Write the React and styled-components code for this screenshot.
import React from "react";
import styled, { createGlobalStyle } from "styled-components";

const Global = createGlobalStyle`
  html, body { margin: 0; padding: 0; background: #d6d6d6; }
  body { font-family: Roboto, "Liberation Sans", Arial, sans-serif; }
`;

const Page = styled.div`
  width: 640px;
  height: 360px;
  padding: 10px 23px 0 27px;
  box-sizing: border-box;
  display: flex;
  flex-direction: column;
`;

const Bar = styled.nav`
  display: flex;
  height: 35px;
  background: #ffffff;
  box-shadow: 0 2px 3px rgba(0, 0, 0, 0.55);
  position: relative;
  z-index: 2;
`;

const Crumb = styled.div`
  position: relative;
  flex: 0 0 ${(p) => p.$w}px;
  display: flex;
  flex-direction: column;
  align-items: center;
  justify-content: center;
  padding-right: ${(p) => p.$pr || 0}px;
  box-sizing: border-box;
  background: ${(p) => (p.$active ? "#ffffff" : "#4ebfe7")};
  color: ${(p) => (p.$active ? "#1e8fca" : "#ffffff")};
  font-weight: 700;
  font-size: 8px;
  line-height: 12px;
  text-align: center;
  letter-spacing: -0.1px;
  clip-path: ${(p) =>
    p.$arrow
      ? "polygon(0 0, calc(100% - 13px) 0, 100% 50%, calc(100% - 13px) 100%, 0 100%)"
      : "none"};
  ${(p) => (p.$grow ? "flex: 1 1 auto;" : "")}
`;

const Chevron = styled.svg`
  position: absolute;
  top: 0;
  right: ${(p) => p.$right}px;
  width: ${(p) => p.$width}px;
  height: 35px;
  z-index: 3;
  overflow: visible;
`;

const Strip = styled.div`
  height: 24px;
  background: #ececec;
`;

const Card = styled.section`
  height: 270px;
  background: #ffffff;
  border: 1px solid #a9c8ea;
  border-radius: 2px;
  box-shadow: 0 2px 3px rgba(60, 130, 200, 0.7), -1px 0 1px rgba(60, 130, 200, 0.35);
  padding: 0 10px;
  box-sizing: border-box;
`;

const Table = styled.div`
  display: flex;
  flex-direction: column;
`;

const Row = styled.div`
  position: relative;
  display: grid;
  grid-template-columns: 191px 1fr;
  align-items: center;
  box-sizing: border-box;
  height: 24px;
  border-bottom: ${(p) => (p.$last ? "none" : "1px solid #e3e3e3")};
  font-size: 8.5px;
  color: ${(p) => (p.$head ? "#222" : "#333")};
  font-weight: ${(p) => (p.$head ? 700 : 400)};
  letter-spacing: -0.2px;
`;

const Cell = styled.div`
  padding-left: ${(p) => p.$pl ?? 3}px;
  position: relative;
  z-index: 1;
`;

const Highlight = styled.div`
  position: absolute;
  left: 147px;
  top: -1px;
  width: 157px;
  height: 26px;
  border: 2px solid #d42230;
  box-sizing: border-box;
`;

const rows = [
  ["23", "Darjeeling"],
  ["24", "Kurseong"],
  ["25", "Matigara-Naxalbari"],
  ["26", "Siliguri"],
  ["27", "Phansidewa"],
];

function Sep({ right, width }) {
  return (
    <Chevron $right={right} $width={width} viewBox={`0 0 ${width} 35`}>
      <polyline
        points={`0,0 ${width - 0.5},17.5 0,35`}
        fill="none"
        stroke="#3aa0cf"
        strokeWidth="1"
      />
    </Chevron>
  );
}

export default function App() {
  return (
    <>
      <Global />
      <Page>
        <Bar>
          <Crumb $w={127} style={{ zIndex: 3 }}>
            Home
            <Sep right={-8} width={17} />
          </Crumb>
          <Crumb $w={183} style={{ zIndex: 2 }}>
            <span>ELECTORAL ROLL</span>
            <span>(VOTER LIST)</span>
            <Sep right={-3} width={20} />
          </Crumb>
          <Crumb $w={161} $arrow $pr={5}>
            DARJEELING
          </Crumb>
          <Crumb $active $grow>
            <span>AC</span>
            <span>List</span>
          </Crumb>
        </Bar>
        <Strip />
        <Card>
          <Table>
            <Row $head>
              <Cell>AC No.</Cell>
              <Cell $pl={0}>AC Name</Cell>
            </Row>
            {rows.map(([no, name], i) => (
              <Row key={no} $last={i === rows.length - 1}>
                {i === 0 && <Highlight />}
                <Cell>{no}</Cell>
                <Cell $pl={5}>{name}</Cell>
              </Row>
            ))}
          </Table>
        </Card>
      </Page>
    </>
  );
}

-*-

* THE REQUEST *
Give back all the data exactly as written.

* TASK RESULT *
Write the React and styled-components code for this screenshot.
import React from "react";
import styled, { createGlobalStyle } from "styled-components";

const Global = createGlobalStyle`
  html, body { margin: 0; padding: 0; background: #d6d6d6; }
  body { font-family: Roboto, "Liberation Sans", Arial, sans-serif; }
`;

const Page = styled.div`
  width: 640px;
  height: 360px;
  padding: 10px 23px 0 27px;
  box-sizing: border-box;
  display: flex;
  flex-direction: column;
`;

const Bar = styled.nav`
  display: flex;
  height: 35px;
  background: #ffffff;
  box-shadow: 0 2px 3px rgba(0, 0, 0, 0.55);
  position: relative;
  z-index: 2;
`;

const Crumb = styled.div`
  position: relative;
  flex: 0 0 ${(p) => p.$w}px;
  display: flex;
  flex-direction: column;
  align-items: center;
  justify-content: center;
  padding-right: ${(p) => p.$pr || 0}px;
  box-sizing: border-box;
  background: ${(p) => (p.$active ? "#ffffff" : "#4ebfe7")};
  color: ${(p) => (p.$active ? "#1e8fca" : "#ffffff")};
  font-weight: 700;
  font-size: 8px;
  line-height: 12px;
  text-align: center;
  letter-spacing: -0.1px;
  clip-path: ${(p) =>
    p.$arrow
      ? "polygon(0 0, calc(100% - 13px) 0, 100% 50%, calc(100% - 13px) 100%, 0 100%)"
      : "none"};
  ${(p) => (p.$grow ? "flex: 1 1 auto;" : "")}
`;

const Chevron = styled.svg`
  position: absolute;
  top: 0;
  right: ${(p) => p.$right}px;
  width: ${(p) => p.$width}px;
  height: 35px;
  z-index: 3;
  overflow: visible;
`;

const Strip = styled.div`
  height: 24px;
  background: #ececec;
`;

const Card = styled.section`
  height: 270px;
  background: #ffffff;
  border: 1px solid #a9c8ea;
  border-radius: 2px;
  box-shadow: 0 2px 3px rgba(60, 130, 200, 0.7), -1px 0 1px rgba(60, 130, 200, 0.35);
  padding: 0 10px;
  box-sizing: border-box;
`;

const Table = styled.div`
  display: flex;
  flex-direction: column;
`;

const Row = styled.div`
  position: relative;
  display: grid;
  grid-template-columns: 191px 1fr;
  align-items: center;
  box-sizing: border-box;
  height: 24px;
  border-bottom: ${(p) => (p.$last ? "none" : "1px solid #e3e3e3")};
  font-size: 8.5px;
  color: ${(p) => (p.$head ? "#222" : "#333")};
  font-weight: ${(p) => (p.$head ? 700 : 400)};
  letter-spacing: -0.2px;
`;

const Cell = styled.div`
  padding-left: ${(p) => p.$pl ?? 3}px;
  position: relative;
  z-index: 1;
`;

const Highlight = styled.div`
  position: absolute;
  left: 147px;
  top: -1px;
  width: 157px;
  height: 26px;
  border: 2px solid #d42230;
  box-sizing: border-box;
`;

const rows = [
  ["23", "Darjeeling"],
  ["24", "Kurseong"],
  ["25", "Matigara-Naxalbari"],
  ["26", "Siliguri"],
  ["27", "Phansidewa"],
];

function Sep({ right, width }) {
  return (
    <Chevron $right={right} $width={width} viewBox={`0 0 ${width} 35`}>
      <polyline
        points={`0,0 ${width - 0.5},17.5 0,35`}
        fill="none"
        stroke="#3aa0cf"
        strokeWidth="1"
      />
    </Chevron>
  );
}

export default function App() {
  return (
    <>
      <Global />
      <Page>
        <Bar>
          <Crumb $w={127} style={{ zIndex: 3 }}>
            Home
            <Sep right={-8} width={17} />
          </Crumb>
          <Crumb $w={183} style={{ zIndex: 2 }}>
            <span>ELECTORAL ROLL</span>
            <span>(VOTER LIST)</span>
            <Sep right={-3} width={20} />
          </Crumb>
          <Crumb $w={161} $arrow $pr={5}>
            DARJEELING
          </Crumb>
          <Crumb $active $grow>
            <span>AC</span>
            <span>List</span>
          </Crumb>
        </Bar>
        <Strip />
        <Card>
          <Table>
            <Row $head>
              <Cell>AC No.</Cell>
              <Cell $pl={0}>AC Name</Cell>
            </Row>
            {rows.map(([no, name], i) => (
              <Row key={no} $last={i === rows.length - 1}>
                {i === 0 && <Highlight />}
                <Cell>{no}</Cell>
                <Cell $pl={5}>{name}</Cell>
              </Row>
            ))}
          </Table>
        </Card>
      </Page>
    </>
  );
}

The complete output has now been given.